▶ **Description of the task**:
In the data below, locate each line with the word "this" and list it.

▶ **Data to use**:
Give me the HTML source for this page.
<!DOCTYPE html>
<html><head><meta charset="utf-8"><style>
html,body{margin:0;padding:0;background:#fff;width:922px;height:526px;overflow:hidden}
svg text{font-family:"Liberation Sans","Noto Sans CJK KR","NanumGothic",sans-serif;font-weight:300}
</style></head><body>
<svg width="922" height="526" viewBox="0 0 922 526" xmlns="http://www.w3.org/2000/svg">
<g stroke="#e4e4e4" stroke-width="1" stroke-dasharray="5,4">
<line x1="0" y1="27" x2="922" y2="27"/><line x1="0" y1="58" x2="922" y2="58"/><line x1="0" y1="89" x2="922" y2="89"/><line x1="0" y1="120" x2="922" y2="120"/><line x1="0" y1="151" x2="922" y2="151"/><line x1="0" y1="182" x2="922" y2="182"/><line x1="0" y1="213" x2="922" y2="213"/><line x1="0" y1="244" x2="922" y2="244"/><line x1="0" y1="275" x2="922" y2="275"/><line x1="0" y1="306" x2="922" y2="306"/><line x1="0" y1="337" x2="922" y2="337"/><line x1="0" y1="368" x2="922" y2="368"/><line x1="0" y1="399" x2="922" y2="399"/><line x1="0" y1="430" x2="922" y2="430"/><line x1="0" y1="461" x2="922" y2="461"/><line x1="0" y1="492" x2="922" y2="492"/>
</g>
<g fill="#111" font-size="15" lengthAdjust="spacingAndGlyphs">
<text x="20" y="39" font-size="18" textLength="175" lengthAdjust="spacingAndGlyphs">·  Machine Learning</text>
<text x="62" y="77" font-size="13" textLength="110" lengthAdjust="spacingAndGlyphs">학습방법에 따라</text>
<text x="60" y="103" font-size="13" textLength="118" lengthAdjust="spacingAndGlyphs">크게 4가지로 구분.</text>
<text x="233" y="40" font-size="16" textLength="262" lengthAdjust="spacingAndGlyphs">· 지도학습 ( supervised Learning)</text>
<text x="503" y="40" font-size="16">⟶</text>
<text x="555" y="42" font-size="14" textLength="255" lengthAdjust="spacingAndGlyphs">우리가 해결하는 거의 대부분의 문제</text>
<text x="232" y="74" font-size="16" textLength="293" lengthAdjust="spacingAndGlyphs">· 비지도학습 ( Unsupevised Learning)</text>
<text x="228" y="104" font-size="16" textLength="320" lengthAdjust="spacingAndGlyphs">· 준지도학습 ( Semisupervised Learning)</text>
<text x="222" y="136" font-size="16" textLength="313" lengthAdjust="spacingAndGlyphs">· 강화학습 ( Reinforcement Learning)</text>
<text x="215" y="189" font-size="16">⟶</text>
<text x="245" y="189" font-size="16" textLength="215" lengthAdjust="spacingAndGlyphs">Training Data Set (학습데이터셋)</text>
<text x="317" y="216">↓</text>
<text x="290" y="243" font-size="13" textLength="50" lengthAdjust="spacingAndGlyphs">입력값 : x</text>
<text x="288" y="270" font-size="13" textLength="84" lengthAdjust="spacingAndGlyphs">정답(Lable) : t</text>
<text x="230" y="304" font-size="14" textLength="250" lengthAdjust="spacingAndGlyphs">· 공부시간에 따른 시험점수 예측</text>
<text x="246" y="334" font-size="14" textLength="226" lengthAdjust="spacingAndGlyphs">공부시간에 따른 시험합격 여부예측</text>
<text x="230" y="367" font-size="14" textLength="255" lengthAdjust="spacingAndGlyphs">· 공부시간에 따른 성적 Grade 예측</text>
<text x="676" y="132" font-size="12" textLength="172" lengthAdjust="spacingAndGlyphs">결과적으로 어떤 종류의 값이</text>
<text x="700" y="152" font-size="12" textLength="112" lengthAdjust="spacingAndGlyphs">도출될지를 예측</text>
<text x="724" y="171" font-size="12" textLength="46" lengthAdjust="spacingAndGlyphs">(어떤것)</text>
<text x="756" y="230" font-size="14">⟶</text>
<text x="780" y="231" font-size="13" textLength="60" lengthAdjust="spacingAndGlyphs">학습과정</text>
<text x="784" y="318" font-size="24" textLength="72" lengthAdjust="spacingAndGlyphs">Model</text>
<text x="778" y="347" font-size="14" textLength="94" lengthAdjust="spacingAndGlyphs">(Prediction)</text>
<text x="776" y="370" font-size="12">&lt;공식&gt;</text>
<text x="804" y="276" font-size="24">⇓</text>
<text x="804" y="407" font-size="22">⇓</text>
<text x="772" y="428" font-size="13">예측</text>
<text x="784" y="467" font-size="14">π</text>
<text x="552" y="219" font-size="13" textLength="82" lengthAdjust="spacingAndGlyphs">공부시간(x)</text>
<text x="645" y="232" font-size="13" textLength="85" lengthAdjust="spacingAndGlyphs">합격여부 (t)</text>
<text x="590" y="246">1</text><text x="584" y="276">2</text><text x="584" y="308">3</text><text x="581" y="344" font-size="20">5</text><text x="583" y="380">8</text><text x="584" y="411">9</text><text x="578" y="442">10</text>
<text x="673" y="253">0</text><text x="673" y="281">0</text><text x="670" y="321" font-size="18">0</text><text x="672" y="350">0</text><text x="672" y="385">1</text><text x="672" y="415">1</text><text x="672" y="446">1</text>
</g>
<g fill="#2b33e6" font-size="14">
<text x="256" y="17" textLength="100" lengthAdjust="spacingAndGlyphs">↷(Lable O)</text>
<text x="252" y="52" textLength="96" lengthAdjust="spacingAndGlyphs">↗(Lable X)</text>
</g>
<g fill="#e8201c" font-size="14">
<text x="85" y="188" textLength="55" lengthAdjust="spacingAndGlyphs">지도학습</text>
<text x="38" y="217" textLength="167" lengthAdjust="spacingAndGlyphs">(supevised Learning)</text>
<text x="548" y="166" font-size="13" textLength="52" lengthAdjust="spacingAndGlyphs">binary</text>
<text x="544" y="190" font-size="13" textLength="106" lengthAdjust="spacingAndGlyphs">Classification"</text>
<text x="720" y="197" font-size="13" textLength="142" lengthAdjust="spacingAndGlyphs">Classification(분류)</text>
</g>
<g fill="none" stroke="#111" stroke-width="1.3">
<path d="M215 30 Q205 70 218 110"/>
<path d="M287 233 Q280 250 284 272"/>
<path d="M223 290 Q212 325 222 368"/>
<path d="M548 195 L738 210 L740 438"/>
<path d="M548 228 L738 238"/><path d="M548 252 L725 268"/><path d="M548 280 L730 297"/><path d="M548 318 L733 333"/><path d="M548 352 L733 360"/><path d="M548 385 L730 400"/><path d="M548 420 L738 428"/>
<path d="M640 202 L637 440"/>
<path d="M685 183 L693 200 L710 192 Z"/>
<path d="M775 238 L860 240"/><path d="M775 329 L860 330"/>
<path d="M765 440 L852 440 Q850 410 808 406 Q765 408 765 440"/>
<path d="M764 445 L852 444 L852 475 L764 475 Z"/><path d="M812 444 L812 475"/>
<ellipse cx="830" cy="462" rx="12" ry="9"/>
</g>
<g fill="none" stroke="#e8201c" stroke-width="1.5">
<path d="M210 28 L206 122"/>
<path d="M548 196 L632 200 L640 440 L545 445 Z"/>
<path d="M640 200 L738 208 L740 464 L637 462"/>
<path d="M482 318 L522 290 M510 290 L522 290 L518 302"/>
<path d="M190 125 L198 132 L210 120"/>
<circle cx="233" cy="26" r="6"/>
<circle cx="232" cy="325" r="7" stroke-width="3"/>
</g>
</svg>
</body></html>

--

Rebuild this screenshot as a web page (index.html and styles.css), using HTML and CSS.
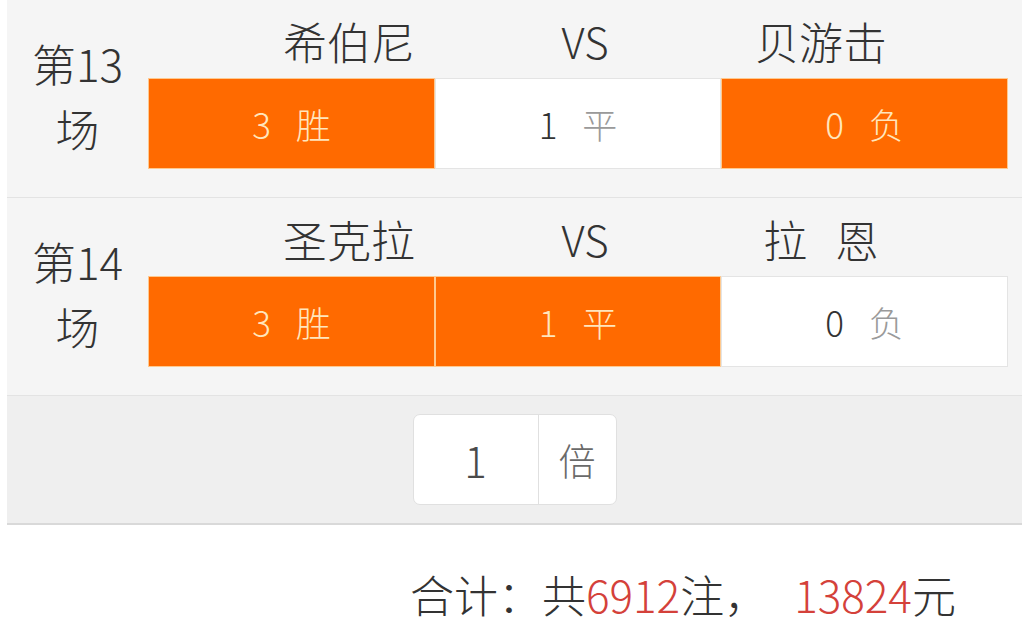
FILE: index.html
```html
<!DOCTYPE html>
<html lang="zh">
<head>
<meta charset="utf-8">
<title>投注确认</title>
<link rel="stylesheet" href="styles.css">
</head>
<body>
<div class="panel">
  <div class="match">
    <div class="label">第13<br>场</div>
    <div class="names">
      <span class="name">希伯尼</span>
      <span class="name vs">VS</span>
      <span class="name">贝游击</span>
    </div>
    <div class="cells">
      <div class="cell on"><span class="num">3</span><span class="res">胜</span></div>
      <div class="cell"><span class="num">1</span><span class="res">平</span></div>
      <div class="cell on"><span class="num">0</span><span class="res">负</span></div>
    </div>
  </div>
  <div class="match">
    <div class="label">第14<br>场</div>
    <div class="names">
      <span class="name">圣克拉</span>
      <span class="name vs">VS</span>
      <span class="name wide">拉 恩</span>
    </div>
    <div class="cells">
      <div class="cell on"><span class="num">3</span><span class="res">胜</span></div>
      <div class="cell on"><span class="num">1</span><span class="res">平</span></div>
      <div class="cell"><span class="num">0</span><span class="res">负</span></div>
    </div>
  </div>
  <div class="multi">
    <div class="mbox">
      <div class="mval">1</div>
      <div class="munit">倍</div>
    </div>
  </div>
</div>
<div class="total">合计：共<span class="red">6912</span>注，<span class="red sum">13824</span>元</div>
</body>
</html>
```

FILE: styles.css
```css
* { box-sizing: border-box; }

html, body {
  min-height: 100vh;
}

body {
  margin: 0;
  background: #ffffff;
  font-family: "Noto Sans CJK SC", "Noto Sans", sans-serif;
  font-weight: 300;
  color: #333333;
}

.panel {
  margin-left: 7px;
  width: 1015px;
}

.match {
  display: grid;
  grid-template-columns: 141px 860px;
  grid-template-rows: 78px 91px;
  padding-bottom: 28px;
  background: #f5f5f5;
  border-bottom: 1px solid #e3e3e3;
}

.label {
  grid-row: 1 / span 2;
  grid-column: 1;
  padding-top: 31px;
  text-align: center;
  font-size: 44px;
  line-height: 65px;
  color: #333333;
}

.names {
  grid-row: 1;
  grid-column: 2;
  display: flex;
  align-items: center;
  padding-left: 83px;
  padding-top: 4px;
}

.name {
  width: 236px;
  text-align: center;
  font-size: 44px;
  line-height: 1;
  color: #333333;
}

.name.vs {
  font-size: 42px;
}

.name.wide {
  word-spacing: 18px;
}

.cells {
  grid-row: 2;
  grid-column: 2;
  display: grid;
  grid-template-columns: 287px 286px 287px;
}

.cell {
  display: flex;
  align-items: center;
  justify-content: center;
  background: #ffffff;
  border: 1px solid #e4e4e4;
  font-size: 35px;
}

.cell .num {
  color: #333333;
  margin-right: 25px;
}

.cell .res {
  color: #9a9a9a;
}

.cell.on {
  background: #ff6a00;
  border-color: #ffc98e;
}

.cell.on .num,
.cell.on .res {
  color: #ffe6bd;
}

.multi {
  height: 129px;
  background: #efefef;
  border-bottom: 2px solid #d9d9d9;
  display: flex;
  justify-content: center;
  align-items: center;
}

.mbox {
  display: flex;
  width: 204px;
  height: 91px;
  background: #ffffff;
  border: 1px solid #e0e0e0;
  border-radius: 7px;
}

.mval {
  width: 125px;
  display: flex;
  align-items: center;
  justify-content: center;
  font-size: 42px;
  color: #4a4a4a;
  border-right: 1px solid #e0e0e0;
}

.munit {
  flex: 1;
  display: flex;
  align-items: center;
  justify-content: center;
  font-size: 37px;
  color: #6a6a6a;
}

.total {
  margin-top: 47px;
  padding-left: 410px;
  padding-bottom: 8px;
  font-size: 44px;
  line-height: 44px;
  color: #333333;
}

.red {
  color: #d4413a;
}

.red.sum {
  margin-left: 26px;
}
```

▶ **Task solution**:
Give me the HTML source for this page.
Rebuild this screenshot as a web page (index.html and styles.css), using HTML and CSS.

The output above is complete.